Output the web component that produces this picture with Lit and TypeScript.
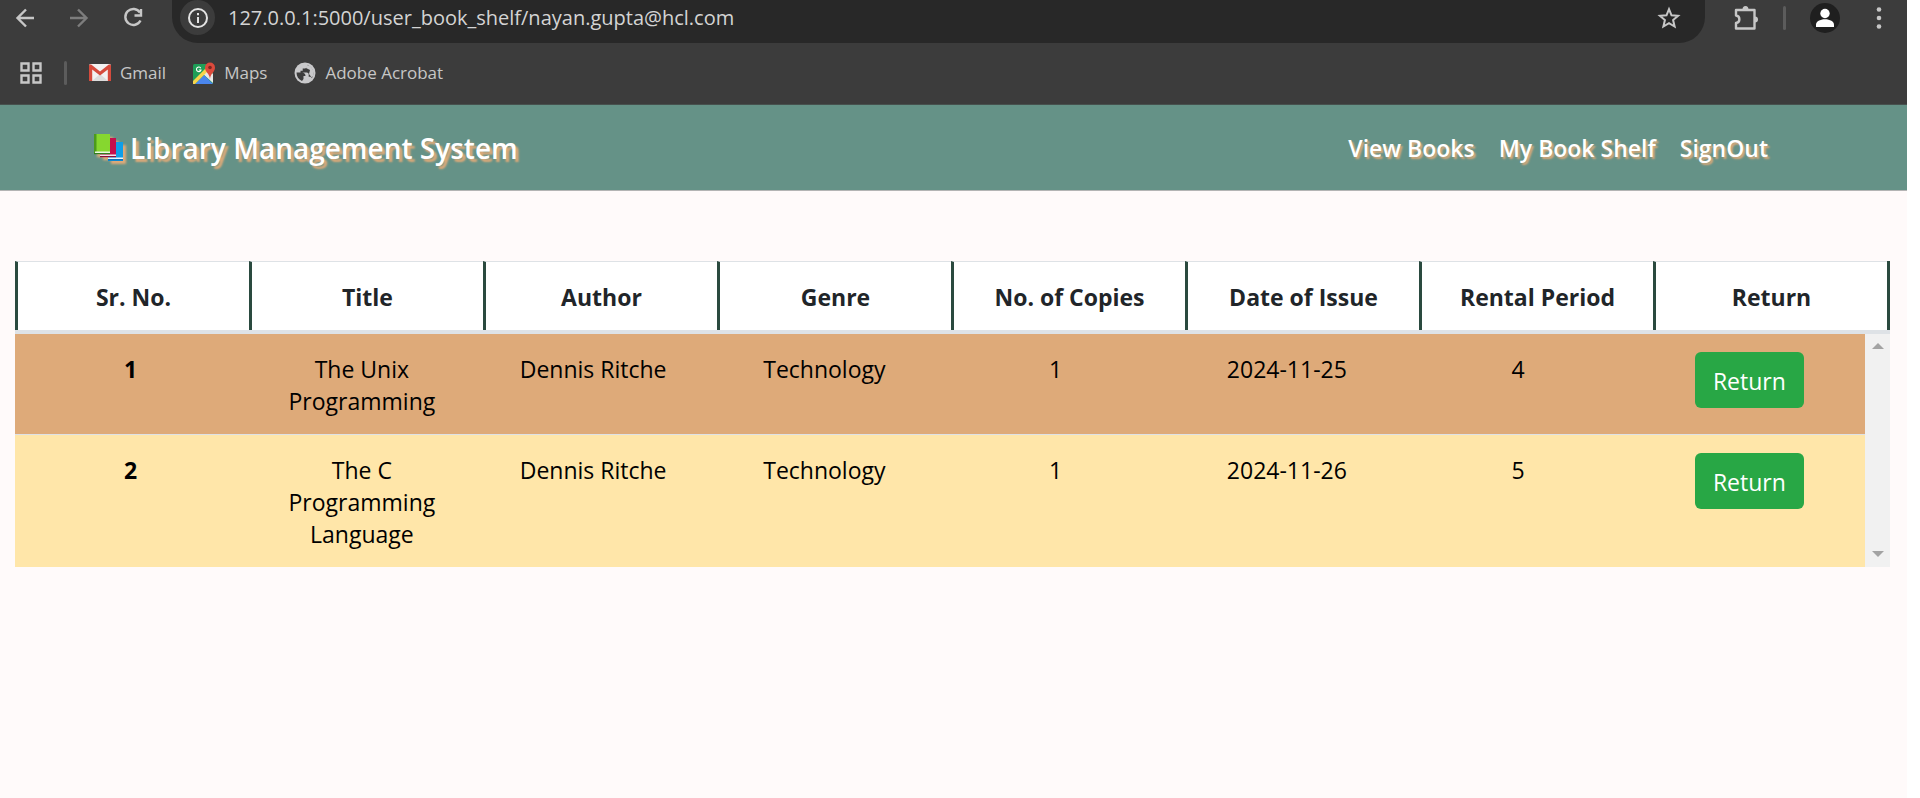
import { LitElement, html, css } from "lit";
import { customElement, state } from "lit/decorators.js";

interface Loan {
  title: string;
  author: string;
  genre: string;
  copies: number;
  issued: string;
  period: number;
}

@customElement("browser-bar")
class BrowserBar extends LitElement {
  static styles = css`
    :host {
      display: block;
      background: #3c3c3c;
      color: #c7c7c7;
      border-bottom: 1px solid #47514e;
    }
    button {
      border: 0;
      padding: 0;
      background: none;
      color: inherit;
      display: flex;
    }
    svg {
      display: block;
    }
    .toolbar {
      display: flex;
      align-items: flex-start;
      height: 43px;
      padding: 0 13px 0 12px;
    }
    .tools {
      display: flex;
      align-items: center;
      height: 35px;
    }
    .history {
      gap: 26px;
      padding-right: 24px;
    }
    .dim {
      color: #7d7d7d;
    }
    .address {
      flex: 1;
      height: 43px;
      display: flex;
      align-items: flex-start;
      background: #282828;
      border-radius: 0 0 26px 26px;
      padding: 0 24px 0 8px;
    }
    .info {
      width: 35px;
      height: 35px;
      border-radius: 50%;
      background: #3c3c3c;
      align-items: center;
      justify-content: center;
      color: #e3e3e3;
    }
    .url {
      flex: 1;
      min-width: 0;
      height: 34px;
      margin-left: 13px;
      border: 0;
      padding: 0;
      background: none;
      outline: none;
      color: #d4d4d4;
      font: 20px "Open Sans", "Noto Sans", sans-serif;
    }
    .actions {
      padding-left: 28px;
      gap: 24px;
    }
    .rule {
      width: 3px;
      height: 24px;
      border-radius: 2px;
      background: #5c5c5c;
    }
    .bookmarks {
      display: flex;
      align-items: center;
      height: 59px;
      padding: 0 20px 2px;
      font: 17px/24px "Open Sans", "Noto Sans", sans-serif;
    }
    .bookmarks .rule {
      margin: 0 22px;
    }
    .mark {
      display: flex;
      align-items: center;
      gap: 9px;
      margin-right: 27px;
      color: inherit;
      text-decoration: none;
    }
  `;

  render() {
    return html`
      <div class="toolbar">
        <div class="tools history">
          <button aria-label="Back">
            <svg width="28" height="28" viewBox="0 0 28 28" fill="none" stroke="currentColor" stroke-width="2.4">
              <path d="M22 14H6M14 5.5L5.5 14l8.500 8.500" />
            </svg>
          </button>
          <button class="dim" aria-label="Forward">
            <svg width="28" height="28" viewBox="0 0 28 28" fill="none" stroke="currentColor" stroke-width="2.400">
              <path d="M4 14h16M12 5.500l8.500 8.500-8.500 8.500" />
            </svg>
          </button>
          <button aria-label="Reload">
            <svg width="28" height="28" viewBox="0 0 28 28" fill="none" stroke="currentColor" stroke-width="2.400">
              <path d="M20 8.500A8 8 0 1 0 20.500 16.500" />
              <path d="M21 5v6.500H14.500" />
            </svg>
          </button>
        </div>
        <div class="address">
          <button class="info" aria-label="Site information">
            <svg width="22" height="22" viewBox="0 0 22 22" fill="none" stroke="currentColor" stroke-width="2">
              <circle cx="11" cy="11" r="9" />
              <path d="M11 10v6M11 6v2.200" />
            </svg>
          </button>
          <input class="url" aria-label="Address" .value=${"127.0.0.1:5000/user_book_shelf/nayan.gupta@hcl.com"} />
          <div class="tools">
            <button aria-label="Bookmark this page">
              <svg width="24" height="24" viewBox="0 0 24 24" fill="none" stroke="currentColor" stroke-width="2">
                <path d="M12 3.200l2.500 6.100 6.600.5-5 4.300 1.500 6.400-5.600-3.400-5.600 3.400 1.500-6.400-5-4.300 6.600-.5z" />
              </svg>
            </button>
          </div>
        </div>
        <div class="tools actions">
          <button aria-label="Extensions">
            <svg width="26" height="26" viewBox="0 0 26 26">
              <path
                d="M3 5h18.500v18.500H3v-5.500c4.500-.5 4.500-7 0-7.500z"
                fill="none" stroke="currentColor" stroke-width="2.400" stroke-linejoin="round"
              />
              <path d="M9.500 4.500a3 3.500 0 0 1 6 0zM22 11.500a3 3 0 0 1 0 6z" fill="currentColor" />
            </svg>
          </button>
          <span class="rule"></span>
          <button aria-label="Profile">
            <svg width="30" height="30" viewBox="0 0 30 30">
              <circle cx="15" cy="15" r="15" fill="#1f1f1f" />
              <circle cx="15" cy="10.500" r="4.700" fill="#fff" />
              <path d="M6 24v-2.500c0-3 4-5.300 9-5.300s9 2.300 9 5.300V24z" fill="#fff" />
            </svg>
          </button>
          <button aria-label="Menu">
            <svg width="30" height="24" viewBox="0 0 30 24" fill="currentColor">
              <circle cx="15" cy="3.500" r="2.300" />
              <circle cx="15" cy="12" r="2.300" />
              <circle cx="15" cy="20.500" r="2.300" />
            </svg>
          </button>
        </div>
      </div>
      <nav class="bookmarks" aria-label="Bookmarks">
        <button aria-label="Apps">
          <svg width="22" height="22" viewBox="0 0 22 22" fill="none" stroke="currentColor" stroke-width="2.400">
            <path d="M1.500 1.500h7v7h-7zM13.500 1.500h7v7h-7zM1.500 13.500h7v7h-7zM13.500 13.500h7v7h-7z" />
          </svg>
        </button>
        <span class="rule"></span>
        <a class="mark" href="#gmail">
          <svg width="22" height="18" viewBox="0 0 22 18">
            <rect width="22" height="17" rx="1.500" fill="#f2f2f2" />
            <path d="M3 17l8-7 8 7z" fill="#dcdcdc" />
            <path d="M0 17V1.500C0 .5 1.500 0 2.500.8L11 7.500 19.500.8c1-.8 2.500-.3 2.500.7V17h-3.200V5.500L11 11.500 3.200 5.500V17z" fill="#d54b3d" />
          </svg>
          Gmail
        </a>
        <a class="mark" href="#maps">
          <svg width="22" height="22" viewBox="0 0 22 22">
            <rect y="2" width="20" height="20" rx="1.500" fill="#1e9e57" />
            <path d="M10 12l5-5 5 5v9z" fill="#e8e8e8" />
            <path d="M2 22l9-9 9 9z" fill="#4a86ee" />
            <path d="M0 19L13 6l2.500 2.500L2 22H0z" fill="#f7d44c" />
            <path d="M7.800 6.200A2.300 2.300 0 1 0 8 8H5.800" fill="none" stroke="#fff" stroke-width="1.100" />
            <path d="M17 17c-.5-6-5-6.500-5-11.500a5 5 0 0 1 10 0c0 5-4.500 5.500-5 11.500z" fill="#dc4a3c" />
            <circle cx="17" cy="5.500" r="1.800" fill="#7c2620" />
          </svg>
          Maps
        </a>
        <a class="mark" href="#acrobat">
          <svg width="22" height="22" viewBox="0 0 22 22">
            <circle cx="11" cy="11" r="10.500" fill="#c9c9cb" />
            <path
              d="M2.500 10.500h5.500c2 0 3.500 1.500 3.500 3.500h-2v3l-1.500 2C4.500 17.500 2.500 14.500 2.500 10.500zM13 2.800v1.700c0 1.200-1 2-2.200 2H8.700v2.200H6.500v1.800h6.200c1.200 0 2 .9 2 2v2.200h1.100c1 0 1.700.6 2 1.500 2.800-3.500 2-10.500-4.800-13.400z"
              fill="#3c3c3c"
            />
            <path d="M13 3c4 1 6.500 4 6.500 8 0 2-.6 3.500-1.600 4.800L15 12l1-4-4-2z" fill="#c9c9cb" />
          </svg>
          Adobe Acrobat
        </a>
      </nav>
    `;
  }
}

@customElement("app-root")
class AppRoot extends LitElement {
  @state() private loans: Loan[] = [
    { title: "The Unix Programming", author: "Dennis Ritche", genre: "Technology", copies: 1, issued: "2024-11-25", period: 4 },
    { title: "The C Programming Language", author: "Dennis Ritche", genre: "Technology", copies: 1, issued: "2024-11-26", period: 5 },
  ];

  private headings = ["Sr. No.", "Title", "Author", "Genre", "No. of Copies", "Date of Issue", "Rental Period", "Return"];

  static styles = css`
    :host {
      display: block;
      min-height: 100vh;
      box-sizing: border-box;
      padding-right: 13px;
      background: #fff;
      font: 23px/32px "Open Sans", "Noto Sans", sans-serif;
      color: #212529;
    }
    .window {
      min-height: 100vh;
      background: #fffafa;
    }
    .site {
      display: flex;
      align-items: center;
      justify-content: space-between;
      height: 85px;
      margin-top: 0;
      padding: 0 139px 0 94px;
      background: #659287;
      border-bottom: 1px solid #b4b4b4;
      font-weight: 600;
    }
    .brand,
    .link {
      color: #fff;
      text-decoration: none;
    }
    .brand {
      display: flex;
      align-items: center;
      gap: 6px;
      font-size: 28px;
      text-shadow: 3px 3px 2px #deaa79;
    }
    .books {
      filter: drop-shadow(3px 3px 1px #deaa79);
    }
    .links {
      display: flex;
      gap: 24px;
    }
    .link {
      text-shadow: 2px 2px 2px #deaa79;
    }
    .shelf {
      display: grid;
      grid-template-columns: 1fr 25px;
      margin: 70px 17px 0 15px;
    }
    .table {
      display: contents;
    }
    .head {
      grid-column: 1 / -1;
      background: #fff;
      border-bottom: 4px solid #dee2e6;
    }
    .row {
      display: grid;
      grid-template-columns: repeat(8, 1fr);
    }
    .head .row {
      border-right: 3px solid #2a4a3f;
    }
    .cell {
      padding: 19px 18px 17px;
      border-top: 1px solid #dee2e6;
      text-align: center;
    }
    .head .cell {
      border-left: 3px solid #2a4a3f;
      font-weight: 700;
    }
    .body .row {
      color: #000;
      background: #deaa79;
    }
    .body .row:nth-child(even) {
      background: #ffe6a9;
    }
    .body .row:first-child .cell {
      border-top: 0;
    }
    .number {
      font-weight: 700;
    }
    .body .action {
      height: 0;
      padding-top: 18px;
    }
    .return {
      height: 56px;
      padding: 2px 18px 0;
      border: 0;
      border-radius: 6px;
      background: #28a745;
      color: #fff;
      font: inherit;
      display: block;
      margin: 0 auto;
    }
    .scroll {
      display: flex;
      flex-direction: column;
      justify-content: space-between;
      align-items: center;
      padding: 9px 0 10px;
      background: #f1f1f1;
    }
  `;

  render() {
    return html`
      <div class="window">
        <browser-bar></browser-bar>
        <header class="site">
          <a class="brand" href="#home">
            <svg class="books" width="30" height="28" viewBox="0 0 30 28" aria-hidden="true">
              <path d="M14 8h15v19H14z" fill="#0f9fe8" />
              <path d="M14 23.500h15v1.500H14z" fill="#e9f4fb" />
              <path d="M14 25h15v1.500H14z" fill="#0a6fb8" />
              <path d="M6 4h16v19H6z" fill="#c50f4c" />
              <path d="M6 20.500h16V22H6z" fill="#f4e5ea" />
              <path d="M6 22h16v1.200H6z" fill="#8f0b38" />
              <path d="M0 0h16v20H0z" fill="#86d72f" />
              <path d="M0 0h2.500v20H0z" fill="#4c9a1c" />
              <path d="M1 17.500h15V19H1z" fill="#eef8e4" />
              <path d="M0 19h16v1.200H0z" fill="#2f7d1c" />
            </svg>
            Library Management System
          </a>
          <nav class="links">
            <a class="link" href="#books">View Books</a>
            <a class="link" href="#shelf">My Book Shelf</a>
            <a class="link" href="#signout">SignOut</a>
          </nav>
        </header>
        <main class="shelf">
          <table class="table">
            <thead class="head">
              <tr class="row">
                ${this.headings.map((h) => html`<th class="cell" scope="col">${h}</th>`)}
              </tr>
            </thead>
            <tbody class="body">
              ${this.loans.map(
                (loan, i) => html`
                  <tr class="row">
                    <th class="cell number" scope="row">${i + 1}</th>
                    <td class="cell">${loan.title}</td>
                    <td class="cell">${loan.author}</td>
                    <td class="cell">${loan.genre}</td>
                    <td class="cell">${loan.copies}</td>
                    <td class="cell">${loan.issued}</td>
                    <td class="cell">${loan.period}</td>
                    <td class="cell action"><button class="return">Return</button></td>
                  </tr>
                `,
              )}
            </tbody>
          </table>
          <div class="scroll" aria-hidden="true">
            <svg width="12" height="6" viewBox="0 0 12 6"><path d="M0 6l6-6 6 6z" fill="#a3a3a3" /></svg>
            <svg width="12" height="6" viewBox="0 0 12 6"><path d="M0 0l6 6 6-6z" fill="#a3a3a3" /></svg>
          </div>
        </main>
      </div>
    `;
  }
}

- **What to work on**
Pick out the lines that have the word "this". Copy them all.

- **In response**
Output the web component that produces this picture with Lit and TypeScript.
            <button aria-label="Bookmark this page">
                ${this.headings.map((h) => html`<th class="cell" scope="col">${h}</th>`)}
              ${this.loans.map(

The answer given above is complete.